------ DATA SECTION

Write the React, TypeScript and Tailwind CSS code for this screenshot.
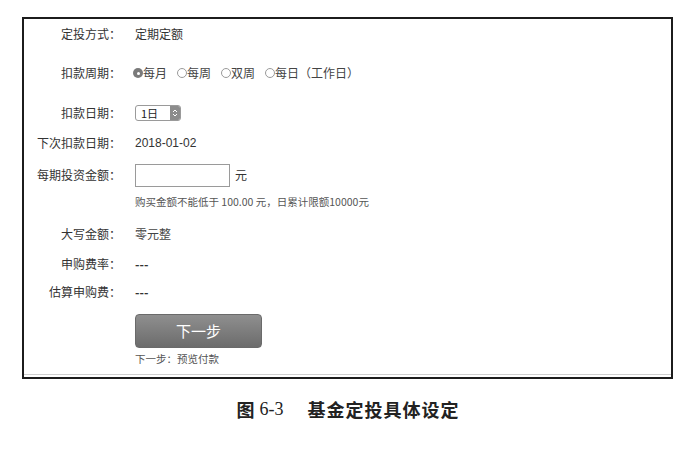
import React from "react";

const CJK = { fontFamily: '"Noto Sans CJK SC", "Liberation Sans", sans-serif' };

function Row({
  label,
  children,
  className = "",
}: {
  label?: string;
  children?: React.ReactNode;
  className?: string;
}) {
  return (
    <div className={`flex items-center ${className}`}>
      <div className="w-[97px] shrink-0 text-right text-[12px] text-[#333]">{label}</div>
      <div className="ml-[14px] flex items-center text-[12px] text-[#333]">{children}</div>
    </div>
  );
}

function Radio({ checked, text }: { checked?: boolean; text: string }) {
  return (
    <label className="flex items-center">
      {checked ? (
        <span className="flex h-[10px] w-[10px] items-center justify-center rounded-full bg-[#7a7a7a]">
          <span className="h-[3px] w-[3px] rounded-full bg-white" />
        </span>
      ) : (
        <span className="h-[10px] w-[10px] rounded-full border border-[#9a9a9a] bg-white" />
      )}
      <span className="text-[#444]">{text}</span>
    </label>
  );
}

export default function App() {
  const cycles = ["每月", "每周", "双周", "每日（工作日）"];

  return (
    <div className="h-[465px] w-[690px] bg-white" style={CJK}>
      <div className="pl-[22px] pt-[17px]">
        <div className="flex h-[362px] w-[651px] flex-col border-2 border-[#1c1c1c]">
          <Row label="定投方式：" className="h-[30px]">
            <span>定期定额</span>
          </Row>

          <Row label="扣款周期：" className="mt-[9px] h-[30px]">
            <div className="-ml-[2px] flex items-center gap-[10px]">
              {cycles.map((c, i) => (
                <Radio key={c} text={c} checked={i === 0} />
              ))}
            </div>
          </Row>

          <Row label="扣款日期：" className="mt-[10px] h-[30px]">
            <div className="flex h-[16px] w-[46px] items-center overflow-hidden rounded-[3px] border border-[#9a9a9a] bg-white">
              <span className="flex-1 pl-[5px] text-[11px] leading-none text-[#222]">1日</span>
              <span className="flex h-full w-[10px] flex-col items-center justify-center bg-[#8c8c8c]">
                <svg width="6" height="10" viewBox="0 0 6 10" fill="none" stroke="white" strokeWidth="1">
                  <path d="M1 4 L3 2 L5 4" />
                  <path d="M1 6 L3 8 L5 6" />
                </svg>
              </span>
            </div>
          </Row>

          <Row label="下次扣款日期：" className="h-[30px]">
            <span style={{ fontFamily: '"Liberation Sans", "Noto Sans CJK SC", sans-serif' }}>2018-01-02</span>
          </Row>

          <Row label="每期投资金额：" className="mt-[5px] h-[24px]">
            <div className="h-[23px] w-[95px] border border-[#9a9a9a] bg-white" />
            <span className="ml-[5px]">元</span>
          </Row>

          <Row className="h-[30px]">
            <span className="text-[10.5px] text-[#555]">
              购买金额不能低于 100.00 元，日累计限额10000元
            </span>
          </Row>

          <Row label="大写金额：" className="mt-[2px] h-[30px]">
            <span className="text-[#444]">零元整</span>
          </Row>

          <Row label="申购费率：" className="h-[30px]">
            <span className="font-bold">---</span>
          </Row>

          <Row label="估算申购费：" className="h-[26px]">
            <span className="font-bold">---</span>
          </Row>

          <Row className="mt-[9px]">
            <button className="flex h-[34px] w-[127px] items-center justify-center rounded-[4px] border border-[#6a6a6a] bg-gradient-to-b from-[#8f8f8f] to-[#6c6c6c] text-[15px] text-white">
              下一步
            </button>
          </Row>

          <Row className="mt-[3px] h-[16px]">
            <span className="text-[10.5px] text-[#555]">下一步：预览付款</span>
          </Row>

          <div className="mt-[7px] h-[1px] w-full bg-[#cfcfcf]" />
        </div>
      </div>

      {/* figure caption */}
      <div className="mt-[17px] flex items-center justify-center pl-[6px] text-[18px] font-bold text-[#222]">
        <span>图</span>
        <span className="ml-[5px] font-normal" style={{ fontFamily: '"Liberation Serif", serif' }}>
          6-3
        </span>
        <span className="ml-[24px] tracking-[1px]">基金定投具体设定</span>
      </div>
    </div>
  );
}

------------

▶ _WHAT NEEDS TO BE DONE_
Repeat the data exactly, without the pictures.

▶ _RESPONSE TO THIS TASK_
Write the React, TypeScript and Tailwind CSS code for this screenshot.
import React from "react";

const CJK = { fontFamily: '"Noto Sans CJK SC", "Liberation Sans", sans-serif' };

function Row({
  label,
  children,
  className = "",
}: {
  label?: string;
  children?: React.ReactNode;
  className?: string;
}) {
  return (
    <div className={`flex items-center ${className}`}>
      <div className="w-[97px] shrink-0 text-right text-[12px] text-[#333]">{label}</div>
      <div className="ml-[14px] flex items-center text-[12px] text-[#333]">{children}</div>
    </div>
  );
}

function Radio({ checked, text }: { checked?: boolean; text: string }) {
  return (
    <label className="flex items-center">
      {checked ? (
        <span className="flex h-[10px] w-[10px] items-center justify-center rounded-full bg-[#7a7a7a]">
          <span className="h-[3px] w-[3px] rounded-full bg-white" />
        </span>
      ) : (
        <span className="h-[10px] w-[10px] rounded-full border border-[#9a9a9a] bg-white" />
      )}
      <span className="text-[#444]">{text}</span>
    </label>
  );
}

export default function App() {
  const cycles = ["每月", "每周", "双周", "每日（工作日）"];

  return (
    <div className="h-[465px] w-[690px] bg-white" style={CJK}>
      <div className="pl-[22px] pt-[17px]">
        <div className="flex h-[362px] w-[651px] flex-col border-2 border-[#1c1c1c]">
          <Row label="定投方式：" className="h-[30px]">
            <span>定期定额</span>
          </Row>

          <Row label="扣款周期：" className="mt-[9px] h-[30px]">
            <div className="-ml-[2px] flex items-center gap-[10px]">
              {cycles.map((c, i) => (
                <Radio key={c} text={c} checked={i === 0} />
              ))}
            </div>
          </Row>

          <Row label="扣款日期：" className="mt-[10px] h-[30px]">
            <div className="flex h-[16px] w-[46px] items-center overflow-hidden rounded-[3px] border border-[#9a9a9a] bg-white">
              <span className="flex-1 pl-[5px] text-[11px] leading-none text-[#222]">1日</span>
              <span className="flex h-full w-[10px] flex-col items-center justify-center bg-[#8c8c8c]">
                <svg width="6" height="10" viewBox="0 0 6 10" fill="none" stroke="white" strokeWidth="1">
                  <path d="M1 4 L3 2 L5 4" />
                  <path d="M1 6 L3 8 L5 6" />
                </svg>
              </span>
            </div>
          </Row>

          <Row label="下次扣款日期：" className="h-[30px]">
            <span style={{ fontFamily: '"Liberation Sans", "Noto Sans CJK SC", sans-serif' }}>2018-01-02</span>
          </Row>

          <Row label="每期投资金额：" className="mt-[5px] h-[24px]">
            <div className="h-[23px] w-[95px] border border-[#9a9a9a] bg-white" />
            <span className="ml-[5px]">元</span>
          </Row>

          <Row className="h-[30px]">
            <span className="text-[10.5px] text-[#555]">
              购买金额不能低于 100.00 元，日累计限额10000元
            </span>
          </Row>

          <Row label="大写金额：" className="mt-[2px] h-[30px]">
            <span className="text-[#444]">零元整</span>
          </Row>

          <Row label="申购费率：" className="h-[30px]">
            <span className="font-bold">---</span>
          </Row>

          <Row label="估算申购费：" className="h-[26px]">
            <span className="font-bold">---</span>
          </Row>

          <Row className="mt-[9px]">
            <button className="flex h-[34px] w-[127px] items-center justify-center rounded-[4px] border border-[#6a6a6a] bg-gradient-to-b from-[#8f8f8f] to-[#6c6c6c] text-[15px] text-white">
              下一步
            </button>
          </Row>

          <Row className="mt-[3px] h-[16px]">
            <span className="text-[10.5px] text-[#555]">下一步：预览付款</span>
          </Row>

          <div className="mt-[7px] h-[1px] w-full bg-[#cfcfcf]" />
        </div>
      </div>

      {/* figure caption */}
      <div className="mt-[17px] flex items-center justify-center pl-[6px] text-[18px] font-bold text-[#222]">
        <span>图</span>
        <span className="ml-[5px] font-normal" style={{ fontFamily: '"Liberation Serif", serif' }}>
          6-3
        </span>
        <span className="ml-[24px] tracking-[1px]">基金定投具体设定</span>
      </div>
    </div>
  );
}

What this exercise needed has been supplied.